Long time universality of black-hole lasers

TL;DR

This paper demonstrates the long-time universal behavior of black-hole lasers in flowing quantum gases, confirming a phase diagram and robustness across different models, thus aiding experimental identification.

Contribution

It introduces a realistic model for black-hole lasers, confirms a universal long-time phase diagram, and shows robustness of behavior across different potential profiles.

Findings

Existence of a well-defined long-time phase diagram.

Universality of long-time behavior across models.
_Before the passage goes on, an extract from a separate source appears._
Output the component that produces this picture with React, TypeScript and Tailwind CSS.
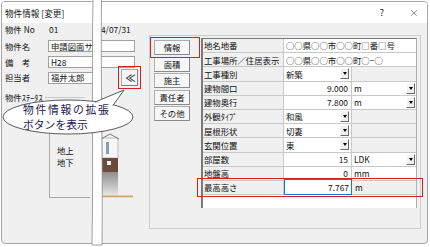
import React from "react";
import { X } from "lucide-react";

type Row = {
  l: string;
  span?: string;
  sel?: string;
  num?: string;
  unit?: string;
  unitSel?: boolean;
  unitWhite?: boolean;
  focus?: string;
};

const rows: Row[] = [
  { l: "地名地番", span: "○○県○○市○○町□番□号" },
  { l: "工事場所／住居表示", span: "○○県○○市○○町○−○" },
  { l: "工事種別", sel: "新築" },
  { l: "建物間口", num: "9.000", unit: "m", unitSel: true },
  { l: "建物奥行", num: "7.800", unit: "m", unitSel: true },
  { l: "外観ﾀｲﾌﾟ", sel: "和風" },
  { l: "屋根形状", sel: "切妻" },
  { l: "玄関位置", sel: "東" },
  { l: "部屋数", num: "15", unit: "LDK", unitSel: true },
  { l: "地盤高", num: "0", unit: "mm", unitWhite: true },
  { l: "最高高さ", focus: "7.767", unit: "m" },
];

const Arrow = () => (
  <div className="w-[9px] h-[11px] bg-[#f0f0f0] border border-t-white border-l-white border-r-[#6a6a6a] border-b-[#6a6a6a] flex items-center justify-center shrink-0">
    <div className="w-0 h-0 border-l-[2.5px] border-r-[2.5px] border-t-[3px] border-l-transparent border-r-transparent border-t-black" />
  </div>
);

const Tab = ({ t }: { t: string }) => (
  <div className="w-[36px] h-[15px] bg-[#f7f7f7] border border-[#adadad] border-b-[#8a8a8a] border-r-[#8a8a8a] flex items-center justify-center text-[8.4px]">
    {t}
  </div>
);

function GridRow({ r }: { r: Row }) {
  const cellLine = "border-b border-[#c8c8c8]";
  return (
    <div className="flex h-[14.2px]">
      <div className={`w-[81px] shrink-0 bg-[#f0f0f0] border-r border-[#c8c8c8] ${cellLine} flex items-center pl-[1px] whitespace-nowrap`}>
        {r.l}
      </div>
      {r.span !== undefined && (
        <div className={`flex-1 bg-white ${cellLine} flex items-center pl-[2px] whitespace-nowrap`}>
          {r.span}
        </div>
      )}
      {r.sel !== undefined && (
        <>
          <div className={`w-[68px] shrink-0 bg-white border-r border-[#8c8c8c] ${cellLine} flex items-center justify-between pl-[2px] pr-[2px]`}>
            <span>{r.sel}</span>
            <Arrow />
          </div>
          <div className={`flex-1 bg-[#f0f0f0] ${cellLine}`} />
        </>
      )}
      {r.num !== undefined && (
        <>
          <div className={`w-[68px] shrink-0 bg-white border-r border-[#c8c8c8] ${cellLine} flex items-center justify-end pr-[3px]`}>
            {r.num}
          </div>
          <div className={`flex-1 ${r.unitSel || r.unitWhite ? "bg-white" : "bg-[#f0f0f0]"} ${cellLine} flex items-center justify-between pl-[2px] pr-[1px]`}>
            <span>{r.unit}</span>
            {r.unitSel && <Arrow />}
          </div>
        </>
      )}
      {r.focus !== undefined && (
        <>
          <div className={`w-[68px] shrink-0 bg-[#f0f0f0] ${cellLine} flex items-center`}>
            <div className="w-[68px] h-[16px] -mt-[1px] bg-white border-[1.5px] border-[#1877d6] flex items-center justify-end pr-[2px]">
              {r.focus}
            </div>
          </div>
          <div className={`flex-1 bg-[#f0f0f0] ${cellLine} flex items-center pl-[3px]`}>
            {r.unit}
          </div>
        </>
      )}
    </div>
  );
}

export default function App() {
  return (
    <div className="relative w-[430px] h-[247px] bg-white overflow-hidden pt-[1px] pl-[1px] font-['Noto_Sans_CJK_JP',sans-serif] text-[8.4px] leading-none text-[#111]">
      {/* window */}
      <div className="w-[427px] h-[243px] rounded-[4px] border border-[#a5a5a5] bg-[#f0f0f0] flex flex-col overflow-hidden">
        {/* title bar */}
        <div className="h-[21px] shrink-0 bg-white flex items-center pl-[3px] text-[8.6px]">
          <span className="mt-[1px]">物件情報 [変更]</span>
          <span className="ml-auto mr-[25px] text-[9px]">?</span>
          <X className="mr-[8px]" size={10} strokeWidth={1.1} />
        </div>
        {/* body */}
        <div className="flex flex-1">
          {/* left panel */}
          <div className="w-[147px] shrink-0 flex flex-col pl-[3px]">
            <div className="h-[13px] flex items-center">
              <span className="w-[43px]">物件 No</span>
              <span className="ml-[1px]">01</span>
              <span className="ml-[38px] whitespace-nowrap">14/07/31</span>
            </div>
            <div className="mt-[4px] h-[12px] flex items-center">
              <span className="w-[43px]">物件名</span>
              <div className="w-[87px] h-[12px] bg-white border border-[#a0a0a0] flex items-center pl-[2px] whitespace-nowrap">
                申請図面サ
              </div>
            </div>
            <div className="mt-[4px] h-[12px] flex items-center">
              <span className="w-[43px]">備　考</span>
              <div className="w-[87px] h-[12px] bg-white border border-[#a0a0a0] flex items-center pl-[2px]">
                H28
              </div>
            </div>
            <div className="mt-[1px] h-[17px] flex items-center">
              <span className="w-[43px]">担当者</span>
              <div className="w-[50px] h-[12px] bg-white border border-[#a0a0a0] flex items-center pl-[2px] whitespace-nowrap">
                福井太郎
              </div>
              <div className="ml-[23px] w-[17px] h-[17px] bg-[#f4f4f4] border border-[#adadad] border-b-[#7d7d7d] border-r-[#7d7d7d] flex items-center justify-center text-[10px] font-bold text-[#333] tracking-[-2px]">
                ≪
              </div>
            </div>
            <div className="mt-[6px] h-[10px] flex items-center">
              <span className="whitespace-nowrap">物件ｽﾃｰﾀｽ</span>
              <div className="ml-[2px] w-[40px] h-px bg-[#c8c8c8]" />
            </div>
            <div className="mt-[26px] h-[70px] flex">
              <div className="ml-[44px] w-[41px] border-l border-b border-[#a8a8a8] pl-[7px] pt-[18px] flex flex-col gap-[4px]">
                <span>地上</span>
                <span>地下</span>
              </div>
              <svg className="ml-[11px]" width="33" height="70" viewBox="0 0 33 70">
                <rect x="1" y="10" width="16" height="20" fill="#f6f6f6" stroke="#9a9a9a" strokeWidth="0.6" />
                <path d="M0 11 L9 6 L18 11" fill="none" stroke="#7a7a7a" strokeWidth="1" />
                <rect x="5" y="14" width="3" height="12" fill="#8c9bb0" />
                <rect x="1" y="30" width="16" height="14" fill="#6a4b3c" />
                <rect x="6" y="33" width="4" height="4" fill="#f2f2f2" />
                <defs>
                  <linearGradient id="g1" x1="0" y1="0" x2="0" y2="1">
                    <stop offset="0" stopColor="#8e8e8e" />
                    <stop offset="1" stopColor="#e8e8e8" />
                  </linearGradient>
                </defs>
                <rect x="1" y="44" width="16" height="24" fill="url(#g1)" />
                <rect x="0" y="67.5" width="32" height="1.8" fill="#c9aa62" />
              </svg>
            </div>
          </div>
          {/* right group box */}
          <div className="mt-[12px] w-[272px] h-[194px] border border-[#cdcdcd] flex">
            <div className="pl-[4px] pt-[4px] flex flex-col gap-[1.5px]">
              <Tab t="情報" />
              <Tab t="面積" />
              <Tab t="施主" />
              <Tab t="責任者" />
              <Tab t="その他" />
            </div>
            <div className="ml-[11px] mt-[2px] w-[216px] h-[170px] bg-white border-l-2 border-t border-r border-[#7a7a7a] border-r-[#b0b0b0] flex flex-col">
              {rows.map((r) => (
                <GridRow key={r.l} r={r} />
              ))}
            </div>
          </div>
        </div>
      </div>

      {/* cut strip */}
      <svg className="absolute left-0 top-0 pointer-events-none" width="430" height="247">
        <path
          d="M93 -2 C 91.5 80, 93.5 160, 92 245 L102 245 C 103 160, 100.5 80, 101.5 -2 Z"
          fill="white"
          stroke="#8a8a8a"
          strokeWidth="0.8"
        />
      </svg>

      {/* red highlight boxes */}
      <div className="absolute left-[118px] top-[66px] w-[23px] h-[23px] border-[1.5px] border-[#d42020]" />
      <div className="absolute left-[150px] top-[37px] w-[50px] h-[21px] border-[1.5px] border-[#d42020]" />
      <div className="absolute left-[197px] top-[178px] w-[226px] h-[19px] border-[1.5px] border-[#d42020]" />

      {/* callout */}
      <svg className="absolute left-0 top-0 pointer-events-none" width="430" height="247">
        <ellipse cx="68" cy="117" rx="65" ry="17" fill="white" stroke="#4a4a4a" strokeWidth="0.9" />
        <path d="M95 102 L124 90 L113 105.5" fill="white" stroke="#4a4a4a" strokeWidth="0.9" strokeLinejoin="round" />
      </svg>
      <div className="absolute left-[23px] top-[104px] flex flex-col gap-[4px] text-[10.8px] leading-[11px] text-[#1c2050] whitespace-nowrap">
        <span className="tracking-[1.7px]">物件情報の拡張</span>
        <span>ボタンを表示</span>
      </div>
    </div>
  );
}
Robustness of phase diagram despite different initial conditions.

Abstract

For flowing quantum gases, it has been found that at long times an initial black-hole laser (BHL) configuration exhibits only two possible states: the ground state or a periodic self-oscillating state of continuous emission of solitons. So far, all the works on this subject are based on a highly idealized model, quite difficult to implement experimentally. Here we study the instability spectrum and the time evolution of a recently proposed realistic model of a BHL, thus providing a useful theoretical tool for the clear identification of black-hole lasing in future experiments. We further confirm the existence of a well-defined phase diagram at long times, which bespeaks universality in the long-time behavior of a BHL. Additionally, we develop a complementary model in which the same potential profile is applied to a subsonic homogeneous flowing condensate that, despite not forming a BHL, evolves towards the same phase diagram as the associated BHL model. This result reveals an even stronger form of robustness in the long-time behavior with respect to the transient, which goes beyond what has been described in the previous literature.